I wrote: "But is it not your ~philosophy~ that "without a real problem (scientific/experimental) to fix the context and check the ideas with experiments...philosophy is a waste of time"?! That is a philosophy, is it not?! The only question is: Is it true? How do you "check the ideas" if not through a procedure that is itself dependent on certain principles of evidence and verification? How do you confirm your experiments if not by a valid process of scientific induction, which depends on your philosophy of science, which in turn depends on your metaphysics and epistemology? It can't be done. Philosophy is not some pointless exercise in idle speculation. It is the queen of the sciences and an inescapable prerequisite of ethics and politics."
You replied, "Bill, believe it or not, many people who have never read a deep philosophical text on ethics and politics make moral and electoral decisions everyday (whether that is good or not is another story) - how inescapable is that?"
Of course, but their philosophy is implicit. The point I was making is that in order to ~justify~ one's ethical and political views, one requires a philosophical foundation. You don't disagree with that, do you?
You write, "The biggest confirmation/verification/evidence for any idea is encapsulated in the following two words: "IT WORKS!" The rest, as they say, is philosophy (or economics, or some other field that just talks and talks and talks without creating avenues for testing and investigation)."
Let me see if I understand you. The biggest confirmation/verification/evidence for the idea that the earth is round is that "IT WORKS"? The best evidence for the idea that the defendant is guilty is that "IT WORKS"? What could that possibly mean? Verification of an idea consists in showing that it conforms to the facts, not that it works. Of course, you can verify the idea that something works by showing that it does in fact work, but here you're process of verification consists simply in showing that the idea describes what it purports to describe.
Again, isn't your argument that philosophy is all talk and no real knowledge self-refuting? Aren't you implying that you have somehow confirmed and/or verified this philosophical fact, even as you claim that no such confirmation is possible? The idea that certain kinds of testing and investigation are required for verification is itself a philosophical idea. So how do you purport to justify it? By your criteria, you can't. But then on what grounds do you claim it as true?

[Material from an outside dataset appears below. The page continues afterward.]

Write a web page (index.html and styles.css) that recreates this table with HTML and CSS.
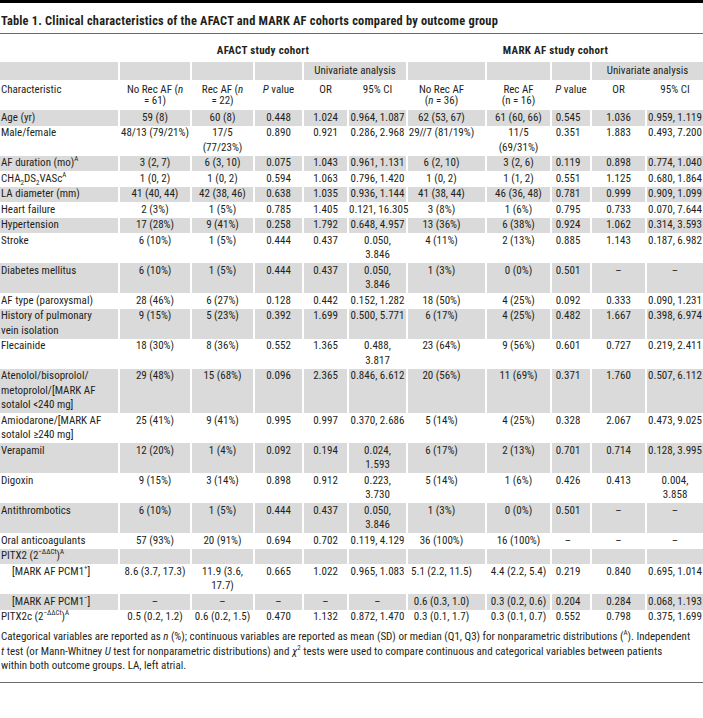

You mention economics as not creating avenues for testing and investigation. But economics relies on certain directly observable facts of human nature, such as the fact that human action is goal-directed, that it is motivated, that incentives matter, that people tend to buy more at a lower price and to supply more at a higher price, etc. These principles are all empirically verifiable, both introspectively and extrospectively. So I don't see your argument. What am I missing?